We read with extreme interest the Detroit Free Press’ August 10 editorial “AG’s school board suit misguided.”  We agree with its statement that Attorney General Bill Schuette should desist from now trying to disenfranchise Detroit voters retroactively by manufacturing a possible path to nullify the Supreme Court’s decision to place the challenge to PA 4 on the November ballot.  This unconstitutional law has disenfranchised every Michigan citizen.   However, we disagree with the editorial’s assertion that Detroit’s interim superintendent and school board are wrong to establish a curriculum that is antidotal to so-called “Ebonics” and other “non-standard” dialectical and syntactical speech patterns.  Like it or not, standard English is the language of the marketplace.  (See A Life on the RUN—Seeking and Safeguarding Social Justice, Harmonie Park Press, 2010, and the published writings of WSU professor Geneva Smitherman and the distinguished Nigeria-born linguist James Ogbu.) 

Further, your editorial itself was misguided in implying that the newly-elected and up-until-now disempowered DPS board is “bad.”  Like the current board, other various DPS boards have also been virtually without power, and this has been the case for eleven of the past thirteen years.  When the state took over DPS in 1999, the district had a $93 million surplus.  DPS test scores most certainly are now in need of vast improvement, but in 1999, the district was scoring near the state midpoint.  No other district at or below the midpoint was taken over, so why us?  PA 10 placed DPS in an ill-fated “reform” experiment that by 2006 had turned the surplus into a $250 million deficit.  Test scores plummeted.  The dropout rate escalated.  At that point, DPS was returned to local governance.  A newly-elected and thus inexperienced board inherited personnel and policies left to them by the agents of the state.  When that board couldn’t return the district to positive footing, the state once again intervened due to the deficit that the state itself had created.  

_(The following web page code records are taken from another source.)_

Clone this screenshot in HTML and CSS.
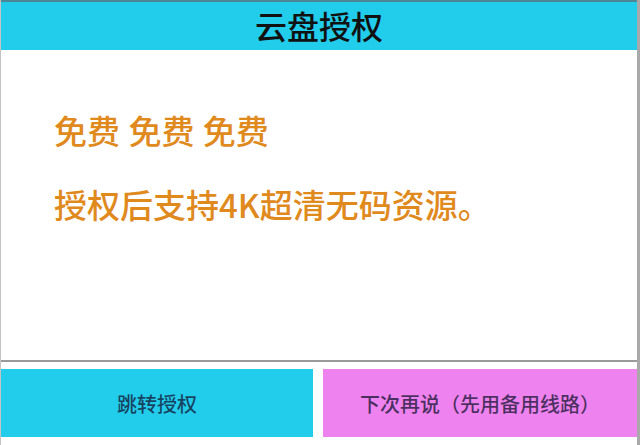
FILE: index.html
```html
<!DOCTYPE html>
<html lang="zh-CN">
<head>
<meta charset="utf-8">
<title>云盘授权</title>
<link rel="stylesheet" href="styles.css">
</head>
<body>
<div class="page">
  <div class="topstrip"></div>
  <header class="header">云盘授权</header>
  <main class="content">
    <p class="line">免费 免费 免费</p>
    <p class="line second">授权后支持4K超清无码资源。</p>
  </main>
  <div class="actions">
    <button class="btn btn-auth">跳转授权</button>
    <button class="btn btn-later">下次再说（先用备用线路）</button>
  </div>
</div>
</body>
</html>
```
FILE: styles.css
```css
html, body {
  margin: 0;
  padding: 0;
  background: #ffffff;
}
body {
  font-family: "Noto Sans CJK SC", "Noto Sans", sans-serif;
}
.page {
  width: 640px;
  height: 445px;
  box-sizing: border-box;
  border-left: 1px solid #c4c4c4;
  border-right: 3px solid #a9a9a9;
  display: flex;
  flex-direction: column;
  overflow: hidden;
}
.topstrip {
  height: 2px;
  background: #4d8796;
}
.header {
  height: 48px;
  background: #22cceb;
  color: #111;
  font-size: 32px;
  font-weight: 500;
  line-height: 46px;
  text-align: center;
}
.content {
  border-bottom: 2px solid #9a9a9a;
  padding: 59px 0 0 53px;
  box-sizing: border-box;
  height: 312px;
}
.line {
  margin: 0;
  font-size: 33px;
  font-weight: 500;
  line-height: 42px;
  color: #e08a1e;
  word-spacing: 1px;
}
.second {
  margin-top: 32px;
}
.actions {
  margin-top: 7px;
  display: flex;
  gap: 10px;
  height: 68px;
}
.btn {
  border: none;
  margin: 0;
  padding: 0;
  font-family: "Noto Sans CJK SC", "Noto Sans", sans-serif;
  font-size: 20px;
  font-weight: 500;
  color: rgba(20, 20, 50, 0.75);
  cursor: pointer;
}
.btn-auth {
  width: 312px;
  background: #22cceb;
}
.btn-later {
  flex: 1;
  background: #ee82ee;
}
```
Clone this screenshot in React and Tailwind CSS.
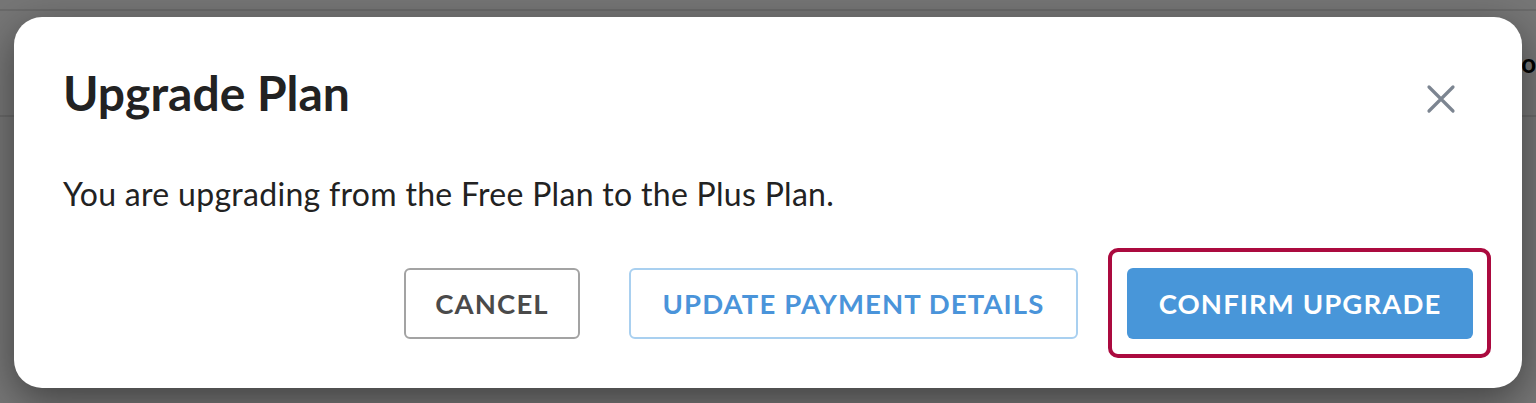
import React from 'react';

const CloseIcon = () => (
  <svg width="30" height="30" viewBox="0 0 30 30" fill="none">
    <path d="M3 3 L27 27 M27 3 L3 27" stroke="#7c8591" strokeWidth="3.2" strokeLinecap="round" />
  </svg>
);

const UpgradeModal = () => {
  return (
    <div className="absolute left-[14px] top-[17px] w-[1508px] h-[371px] rounded-[28px] bg-white shadow-[0_12px_40px_rgba(0,0,0,0.45)] px-[49px] pt-[48px]">
      <div className="flex justify-between items-start">
        <h2 className="text-[48px] leading-[56px] font-bold text-[#222]">Upgrade Plan</h2>
        <button className="mt-[19px] mr-[17px]">
          <CloseIcon />
        </button>
      </div>

      <p className="mt-[53px] text-[32px] leading-[40px] tracking-[0.3px] text-[#222]">
        You are upgrading from the Free Plan to the Plus Plan.
      </p>

      <div className="mt-[54px] flex justify-end gap-[49px]">
        <button className="h-[71px] w-[176px] rounded-[6px] border-2 border-[#a3a3a3] text-[27.5px] font-bold text-[#4a4a4a] tracking-[1.1px]">
          CANCEL
        </button>
        <button className="h-[71px] w-[449px] rounded-[6px] border-2 border-[#a9d0f0] text-[27.5px] font-bold text-[#4a94da] tracking-[1.1px]">
          UPDATE PAYMENT DETAILS
        </button>
        <div className="relative">
          <button className="h-[71px] w-[346px] rounded-[6px] bg-[#4896d9] text-[27.5px] font-bold text-white tracking-[1.1px]">
            CONFIRM UPGRADE
          </button>
          {/* focus ring */}
          <span className="absolute -left-[19px] -right-[18px] -top-[20px] -bottom-[19px] rounded-[10px] border-4 border-[#ab0a3f] pointer-events-none" />
        </div>
      </div>
    </div>
  );
};

export default function App() {
  return (
    <div className="relative w-full h-[403px] overflow-hidden bg-[#767676] font-['Lato','Liberation_Sans',sans-serif]">
      <div className="h-[11px] border-b-2 border-[#6a6a6a]" />
      <div className="h-[106px] flex justify-end items-center border-b-2 border-[#6a6a6a]">
        <span className="mr-[-10px] text-[26px] font-bold text-black">or</span>
      </div>
      <UpgradeModal />
    </div>
  );
}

  Enter EM Robert Bobb, who sold off millions of dollars-worth of DPS assets and increased the deficit to $350 million via reckless spending and blatant cronyism (see white paper by Library Commissioner Russ Bellant).  Then came EM Roy Roberts, who as an agent of the state incidentally authorized and even boasted openly about financing the school board election, which the city clerk and the bureau of elections duly and legally conducted with absolutely zero interference from an attorney general who now wishes to challenge it for clearly partisan political motives.  Mr. Roberts has systematically dismantled DPS by jettisoning our students into charter schools and illegally handing over fifteen of our schools to the bogus state “Educational Achievement” Authority (EAA) which, in a clear conflict of interest, he simultaneously chairs, thus forcing us into court to seek judicial rectification and justice for Detroit’s schoolchildren.